Example: Horizontal Partitioning Process
Consider a Sales
table that records sales transactions:
sale_id | customer_id | sale_date | product_id | quantity | price |
---|---|---|---|---|---|
1 | 101 | 2024-01-01 | 501 | 2 | 100.00 |
2 | 102 | 2024-01-02 | 502 | 3 | 150.00 |
3 | 103 | 2024-02-01 | 501 | 1 | 100.00 |
4 | 104 | 2024-02-15 | 503 | 5 | 250.00 |
Range Partitioning Example
Partition the Sales
table based on sale_date
:
Sales_Partition_2024_Q1
sale_id | customer_id | sale_date | product_id | quantity | price |
---|---|---|---|---|---|
1 | 101 | 2024-01-01 | 501 | 2 | 100.00 |
2 | 102 | 2024-01-02 | 502 | 3 | 150.00 |
Sales_Partition_2024_Q2
sale_id | customer_id | sale_date | product_id | quantity | price |
---|---|---|---|---|---|
3 | 103 | 2024-02-01 | 501 | 1 | 100.00 |
4 | 104 | 2024-02-15 | 503 | 5 | 250.00 |
Hash Partitioning Example
Using a hash function on customer_id
:
Sales_Partition_Hash1
sale_id | customer_id | sale_date | product_id | quantity | price |
---|---|---|---|---|---|
1 | 101 | 2024-01-01 | 501 | 2 | 100.00 |
4 | 104 | 2024-02-15 | 503 | 5 | 250.00 |
Sales_Partition_Hash2
sale_id | customer_id | sale_date | product_id | quantity | price |
---|---|---|---|---|---|
2 | 102 | 2024-01-02 | 502 | 3 | 150.00 |
3 | 103 | 2024-02-01 | 501 | 1 | 100.00 |
Benefits of Horizontal Partitioning
- Performance Optimization: Queries that filter on partitioning keys can access only relevant partitions, reducing I/O and improving speed.
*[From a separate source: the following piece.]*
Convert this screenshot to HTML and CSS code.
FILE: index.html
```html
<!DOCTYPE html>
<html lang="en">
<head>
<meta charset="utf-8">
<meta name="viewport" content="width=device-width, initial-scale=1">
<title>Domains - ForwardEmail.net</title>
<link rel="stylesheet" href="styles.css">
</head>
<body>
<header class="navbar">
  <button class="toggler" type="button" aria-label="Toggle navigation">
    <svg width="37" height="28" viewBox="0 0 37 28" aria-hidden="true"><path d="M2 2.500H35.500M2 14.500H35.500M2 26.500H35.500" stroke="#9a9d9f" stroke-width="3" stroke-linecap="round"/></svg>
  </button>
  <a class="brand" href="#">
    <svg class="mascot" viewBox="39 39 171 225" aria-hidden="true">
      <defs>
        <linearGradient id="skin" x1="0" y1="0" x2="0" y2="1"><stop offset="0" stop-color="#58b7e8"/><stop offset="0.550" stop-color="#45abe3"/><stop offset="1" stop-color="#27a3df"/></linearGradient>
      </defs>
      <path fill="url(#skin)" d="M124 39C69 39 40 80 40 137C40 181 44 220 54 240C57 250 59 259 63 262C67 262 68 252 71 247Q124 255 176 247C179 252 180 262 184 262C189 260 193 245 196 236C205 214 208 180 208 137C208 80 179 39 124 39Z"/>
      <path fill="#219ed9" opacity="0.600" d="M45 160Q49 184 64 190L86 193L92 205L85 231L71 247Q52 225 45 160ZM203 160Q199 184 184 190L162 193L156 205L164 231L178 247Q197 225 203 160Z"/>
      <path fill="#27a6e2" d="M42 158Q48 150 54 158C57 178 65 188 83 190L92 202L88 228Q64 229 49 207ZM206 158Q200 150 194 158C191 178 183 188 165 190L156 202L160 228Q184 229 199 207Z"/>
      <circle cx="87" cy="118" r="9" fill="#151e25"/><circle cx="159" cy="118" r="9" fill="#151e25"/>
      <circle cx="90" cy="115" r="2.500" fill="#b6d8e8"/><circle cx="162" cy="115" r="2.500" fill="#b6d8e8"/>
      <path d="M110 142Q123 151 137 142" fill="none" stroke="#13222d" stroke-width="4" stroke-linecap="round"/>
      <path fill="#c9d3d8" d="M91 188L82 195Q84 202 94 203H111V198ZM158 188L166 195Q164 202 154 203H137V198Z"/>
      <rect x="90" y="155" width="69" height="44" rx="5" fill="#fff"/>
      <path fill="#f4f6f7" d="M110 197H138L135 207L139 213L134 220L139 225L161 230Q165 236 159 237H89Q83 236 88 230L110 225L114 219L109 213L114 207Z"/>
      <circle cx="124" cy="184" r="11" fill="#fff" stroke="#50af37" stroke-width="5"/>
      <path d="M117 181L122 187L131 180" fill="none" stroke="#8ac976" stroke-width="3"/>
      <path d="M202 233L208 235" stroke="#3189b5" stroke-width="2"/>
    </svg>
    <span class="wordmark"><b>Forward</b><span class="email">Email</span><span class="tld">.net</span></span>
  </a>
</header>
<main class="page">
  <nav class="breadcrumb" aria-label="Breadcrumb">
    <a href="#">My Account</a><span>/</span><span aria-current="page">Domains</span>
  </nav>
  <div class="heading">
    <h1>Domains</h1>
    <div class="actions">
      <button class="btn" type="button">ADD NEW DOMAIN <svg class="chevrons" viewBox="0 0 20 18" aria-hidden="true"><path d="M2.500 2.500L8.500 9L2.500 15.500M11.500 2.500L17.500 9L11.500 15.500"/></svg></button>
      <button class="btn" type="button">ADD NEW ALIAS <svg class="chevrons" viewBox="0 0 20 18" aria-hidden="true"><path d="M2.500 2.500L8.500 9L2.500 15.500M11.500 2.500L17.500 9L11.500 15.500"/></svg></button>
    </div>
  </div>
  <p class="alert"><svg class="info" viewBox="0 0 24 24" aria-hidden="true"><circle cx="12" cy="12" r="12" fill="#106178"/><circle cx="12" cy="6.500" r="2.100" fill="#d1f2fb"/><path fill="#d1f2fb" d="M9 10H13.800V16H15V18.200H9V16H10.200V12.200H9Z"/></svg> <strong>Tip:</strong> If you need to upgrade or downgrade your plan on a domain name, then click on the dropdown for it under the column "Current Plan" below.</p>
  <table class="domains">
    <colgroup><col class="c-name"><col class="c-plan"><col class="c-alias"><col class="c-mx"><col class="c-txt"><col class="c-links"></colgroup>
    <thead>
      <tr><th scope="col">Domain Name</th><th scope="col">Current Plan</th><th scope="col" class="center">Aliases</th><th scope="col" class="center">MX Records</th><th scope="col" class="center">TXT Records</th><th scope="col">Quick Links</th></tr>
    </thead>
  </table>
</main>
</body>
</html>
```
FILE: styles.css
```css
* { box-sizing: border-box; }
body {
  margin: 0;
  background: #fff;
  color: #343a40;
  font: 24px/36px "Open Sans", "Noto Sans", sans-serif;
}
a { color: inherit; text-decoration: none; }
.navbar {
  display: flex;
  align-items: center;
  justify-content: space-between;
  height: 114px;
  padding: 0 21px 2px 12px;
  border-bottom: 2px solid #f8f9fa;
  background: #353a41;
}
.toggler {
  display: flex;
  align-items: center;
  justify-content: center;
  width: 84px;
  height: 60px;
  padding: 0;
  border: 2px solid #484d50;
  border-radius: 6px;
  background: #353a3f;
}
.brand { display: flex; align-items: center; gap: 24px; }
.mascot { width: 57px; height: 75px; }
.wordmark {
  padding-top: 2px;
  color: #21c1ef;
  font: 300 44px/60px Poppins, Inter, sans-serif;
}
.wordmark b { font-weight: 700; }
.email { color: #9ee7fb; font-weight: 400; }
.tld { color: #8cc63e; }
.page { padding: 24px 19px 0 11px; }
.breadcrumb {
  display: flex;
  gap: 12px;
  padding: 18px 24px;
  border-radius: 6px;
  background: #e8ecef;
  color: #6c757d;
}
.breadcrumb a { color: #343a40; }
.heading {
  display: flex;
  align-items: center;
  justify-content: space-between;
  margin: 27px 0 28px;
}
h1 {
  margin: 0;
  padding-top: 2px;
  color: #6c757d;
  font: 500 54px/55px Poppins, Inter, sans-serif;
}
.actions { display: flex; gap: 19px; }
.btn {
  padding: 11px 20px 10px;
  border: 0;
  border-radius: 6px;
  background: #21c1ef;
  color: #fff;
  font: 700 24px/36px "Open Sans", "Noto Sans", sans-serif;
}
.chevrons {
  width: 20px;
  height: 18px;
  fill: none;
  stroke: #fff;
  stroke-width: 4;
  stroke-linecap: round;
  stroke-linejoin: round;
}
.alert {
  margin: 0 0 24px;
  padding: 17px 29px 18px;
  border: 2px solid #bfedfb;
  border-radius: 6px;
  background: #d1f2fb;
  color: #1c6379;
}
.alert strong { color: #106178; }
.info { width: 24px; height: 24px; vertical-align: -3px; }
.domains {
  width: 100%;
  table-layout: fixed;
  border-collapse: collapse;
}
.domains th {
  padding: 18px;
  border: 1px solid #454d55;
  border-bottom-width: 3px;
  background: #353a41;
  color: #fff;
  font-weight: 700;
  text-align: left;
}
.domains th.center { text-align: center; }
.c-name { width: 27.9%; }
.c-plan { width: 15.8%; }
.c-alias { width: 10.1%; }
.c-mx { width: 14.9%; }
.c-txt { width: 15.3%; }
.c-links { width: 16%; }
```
- Scalability: Easier to manage and scale large datasets by distributing them across multiple storage devices or servers.
- Maintenance: Simplifies tasks such as backup and recovery, as individual partitions can be managed independently.
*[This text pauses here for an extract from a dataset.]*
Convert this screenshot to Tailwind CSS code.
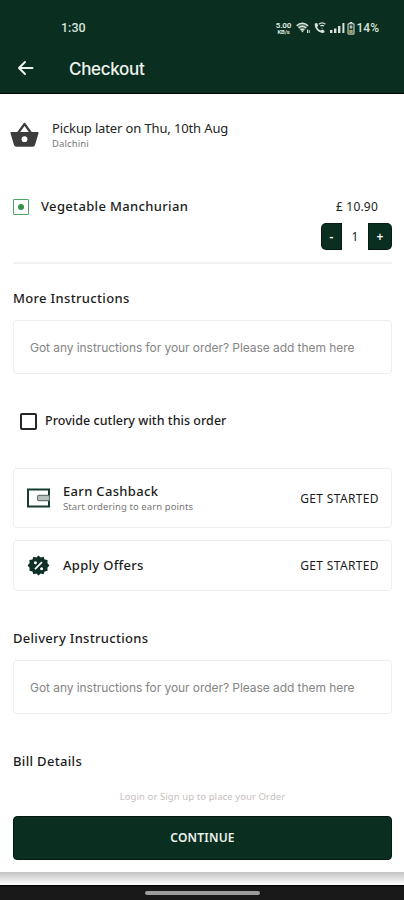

- Data Archiving: Older data can be moved to less expensive storage or archived while keeping recent data online for quick access.
- Load Balancing: Helps distribute load evenly across multiple resources, improving overall system performance.
Considerations
- Partitioning Strategy: Choosing the right partitioning key is crucial for optimal performance and maintainability.
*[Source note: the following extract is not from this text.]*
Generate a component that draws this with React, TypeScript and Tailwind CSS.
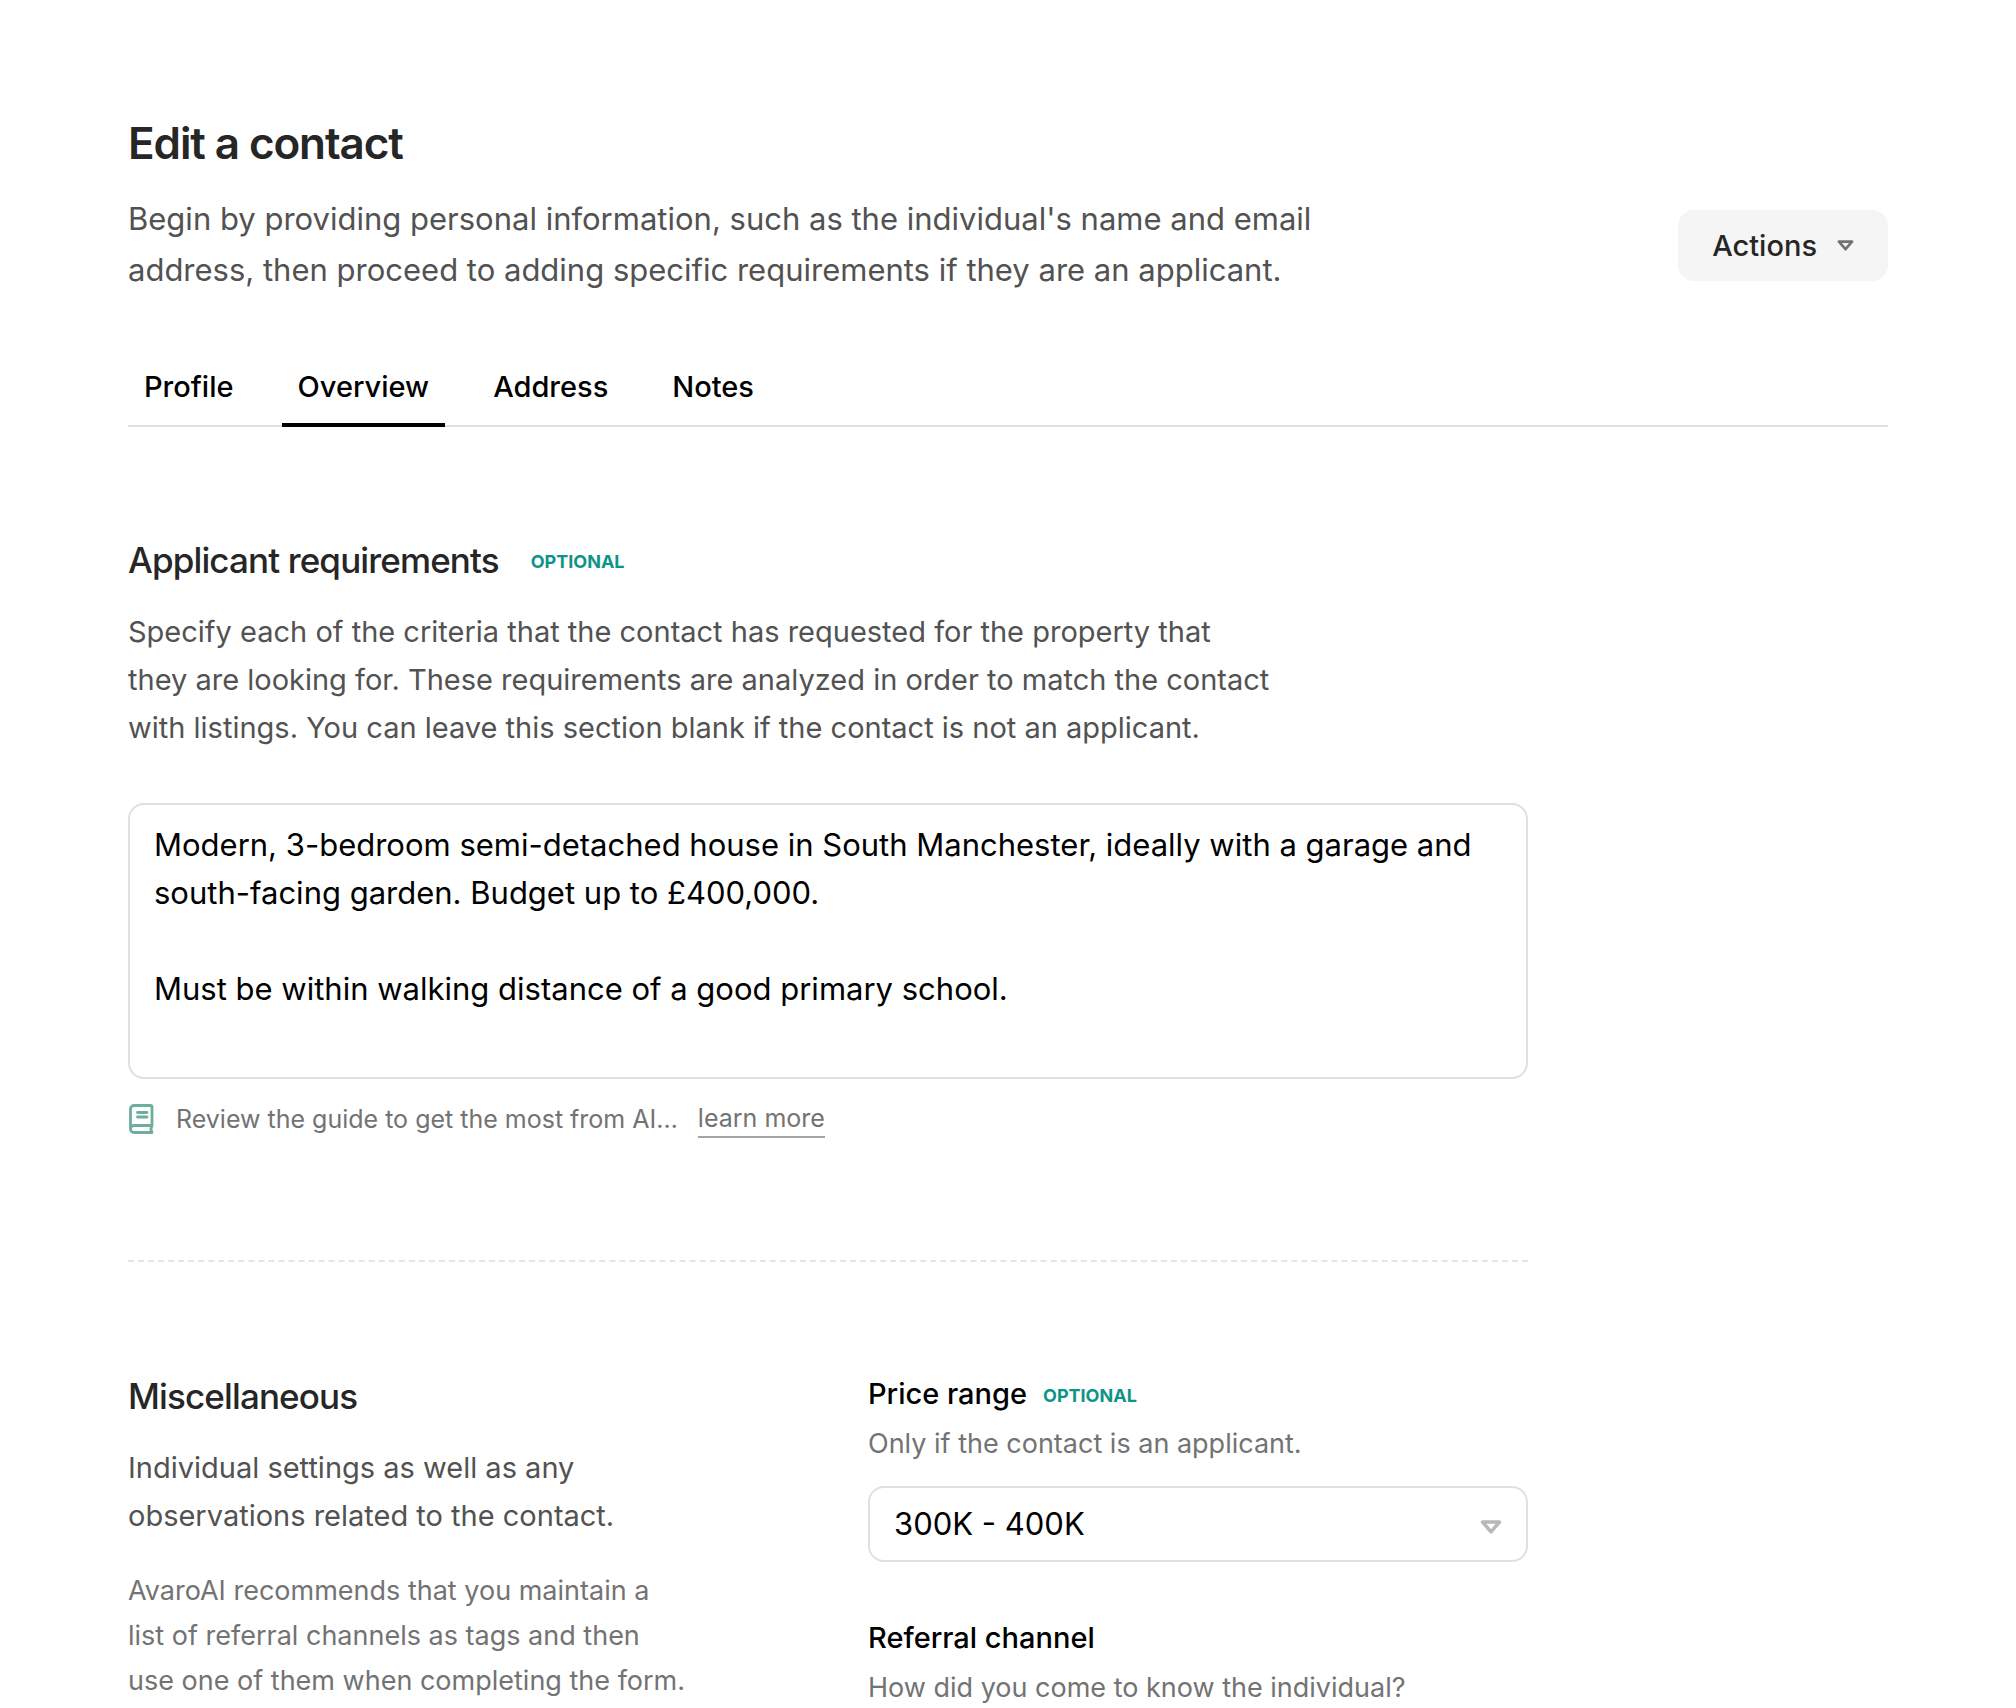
import React, { FC, ReactNode, useState } from 'react';

const TABS = ['Profile', 'Overview', 'Address', 'Notes'];

const PRICE_RANGES = ['100K - 200K', '200K - 300K', '300K - 400K', '400K - 500K'];

const DEFAULT_REQUIREMENTS = `Modern, 3-bedroom semi-detached house in South Manchester, ideally with a garage and south-facing garden. Budget up to £400,000.

Must be within walking distance of a good primary school.`;

const OptionalTag: FC = () => (
  <span className="mt-1 text-lg leading-6 font-bold text-[#0d9488]">OPTIONAL</span>
);

const TriangleIcon: FC<{ className?: string }> = ({ className }) => (
  <svg
    viewBox="0 0 22 14"
    fill="none"
    stroke="currentColor"
    strokeWidth="3.5"
    strokeLinejoin="round"
    aria-hidden="true"
    className={className}
  >
    <path d="M2.5 2h17L11 11.8z" />
  </svg>
);

const GuideIcon: FC = () => (
  <svg
    viewBox="0 0 26 30"
    fill="none"
    stroke="currentColor"
    strokeWidth="2.8"
    strokeLinecap="round"
    strokeLinejoin="round"
    aria-hidden="true"
    className="h-[30px] w-[26px] text-[#6fae9c]"
  >
    <path d="M2.5 25V5A3.5 3.5 0 0 1 6 1.500h16.500A1.500 1.500 0 0 1 24 3v18.500H6a3.500 3.500 0 0 0 0 7h18c-1.300-2.200-1.300-4.800 0-7" />
    <path d="M9.500 8.500h9.500M9.500 13h9.500" />
  </svg>
);

interface FieldLabelProps {
  htmlFor?: string;
  hint: string;
  children: ReactNode;
}

const FieldLabel: FC<FieldLabelProps> = ({ htmlFor, hint, children }) => (
  <div>
    <label htmlFor={htmlFor} className="flex items-center gap-4 text-[29px] leading-10 font-medium text-black">
      {children}
    </label>
    <p className="mt-2 text-[27px] leading-11 text-[#737373]">{hint}</p>
  </div>
);

export default function App() {
  const [activeTab, setActiveTab] = useState('Overview');
  const [requirements, setRequirements] = useState(DEFAULT_REQUIREMENTS);
  const [priceRange, setPriceRange] = useState('300K - 400K');

  return (
    <main className="min-h-screen bg-white px-32 pt-[119px] font-[Inter,sans-serif]">
      <header className="flex items-end justify-between gap-16">
        <div>
          <h1 className="text-[44px] leading-12 font-semibold tracking-tight text-[#262626]">Edit a contact</h1>
          <p className="mt-[26px] max-w-[1200px] text-[31px] leading-[51px] text-[#525252]">
            Begin by providing personal information, such as the individual's name and email address, then proceed to
            adding specific requirements if they are an applicant.
          </p>
        </div>
        <button
          type="button"
          className="mb-[14px] flex h-[71px] shrink-0 items-center gap-5 rounded-2xl bg-[#f5f5f5] px-[34px] text-[29px] font-medium text-[#262626]"
        >
          Actions
          <TriangleIcon className="h-[11px] w-[17px] text-[#737373]" />
        </button>
      </header>

      <nav className="mt-15 flex gap-8 border-b-2 border-[#e0e0e0]">
        {TABS.map((tab) => (
          <button
            key={tab}
            type="button"
            onClick={() => setActiveTab(tab)}
            className={`-mb-[2px] border-b-4 px-4 pt-3 pb-4 text-[29px] leading-10 font-medium text-black ${
              tab === activeTab ? 'border-black' : 'border-transparent'
            }`}
          >
            {tab}
          </button>
        ))}
      </nav>

      <div className="max-w-[1400px]">
        <section className="pt-[111px]">
          <div className="flex items-center gap-8">
            <h2 className="text-[35px] leading-11 font-medium tracking-tight text-[#262626]">
              <label htmlFor="requirements">Applicant requirements</label>
            </h2>
            <OptionalTag />
          </div>
          <p className="mt-[26px] max-w-[1144px] text-[29px] leading-12 text-[#525252]">
            Specify each of the criteria that the contact has requested for the property that they are looking for.
            These requirements are analyzed in order to match the contact with listings. You can leave this section
            blank if the contact is not an applicant.
          </p>
          <textarea
            id="requirements"
            value={requirements}
            onChange={(e) => setRequirements(e.target.value)}
            className="mt-[51px] block h-[276px] w-full resize-none overflow-hidden rounded-2xl border-2 border-[#e0e0e0] px-6 py-4 text-[31px] leading-12 text-black"
          />
          <div className="mt-5 flex items-center text-[25px] leading-10 text-[#737373]">
            <GuideIcon />
            <span className="ml-[22px]">Review the guide to get the most from AI…</span>
            <a href="#guide" className="ml-5 border-b-2 border-[#a3a3a3] leading-9">
              learn more
            </a>
          </div>
        </section>

        <hr className="mt-[121px] border-t-2 border-dashed border-[#e5e5e5]" />

        <section className="grid grid-cols-2 gap-20 pt-28">
          <div>
            <h2 className="text-[35px] leading-11 font-medium tracking-tight text-[#262626]">Miscellaneous</h2>
            <p className="mt-[26px] max-w-[500px] text-[29px] leading-12 text-[#525252]">
              Individual settings as well as any observations related to the contact.
            </p>
            <p className="mt-7 max-w-[560px] text-[27px] leading-[45px] text-[#737373]">
              AvaroAI recommends that you maintain a list of referral channels as tags and then use one of them when
              completing the form.
            </p>
          </div>

          <div>
            <FieldLabel htmlFor="price-range" hint="Only if the contact is an applicant.">
              Price range <OptionalTag />
            </FieldLabel>
            <div className="relative mt-5">
              <select
                id="price-range"
                value={priceRange}
                onChange={(e) => setPriceRange(e.target.value)}
                className="h-[76px] w-full appearance-none rounded-2xl border-2 border-[#e0e0e0] bg-white px-6 text-[31px] text-black"
              >
                {PRICE_RANGES.map((range) => (
                  <option key={range}>{range}</option>
                ))}
              </select>
              <TriangleIcon className="pointer-events-none absolute top-[34px] right-[26px] h-[14px] w-[22px] text-[#b8b8b8]" />
            </div>
            <div className="mt-14">
              <FieldLabel hint="How did you come to know the individual?">Referral channel</FieldLabel>
            </div>
          </div>
        </section>
      </div>
    </main>
  );
}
- Query Complexity: Complex queries may need to access multiple partitions, potentially negating some performance benefits.
- Storage Management: Proper planning is required to ensure efficient use of storage resources.
- Application Changes: May require modifications to application logic to handle partitioned data correctly.
Implementation in SQL
Creating Partitions in PostgreSQL
PostgreSQL supports table partitioning through inheritance or declarative partitioning starting from version 10.
Range Partitioning Example
CREATE TABLE sales (
sale_id int,
customer_id int,
sale_date date,
product_id int,
quantity int,
price numeric
) PARTITION BY RANGE (sale_date);
CREATE TABLE sales_q1 PARTITION OF sales
FOR VALUES FROM ('2024-01-01') TO ('2024-04-01');
CREATE TABLE sales_q2 PARTITION OF sales
FOR VALUES FROM ('2024-04-01') TO ('2024-07-01');
Creating Partitions in MySQL
MySQL supports partitioning starting from version 5.1.
Hash Partitioning Example
CREATE TABLE sales (
sale_id int,
customer_id int,
sale_date date,
product_id int,
quantity int,
price numeric
)
PARTITION BY HASH(YEAR(sale_date))
PARTITIONS 4;
Conclusion
Horizontal partitioning is a powerful technique for managing and optimizing large datasets in databases. By dividing tables into smaller, more manageable pieces, it enhances performance, scalability, and maintainability. Understanding how to implement and leverage horizontal partitioning can significantly benefit database administrators and developers working with large-scale applications.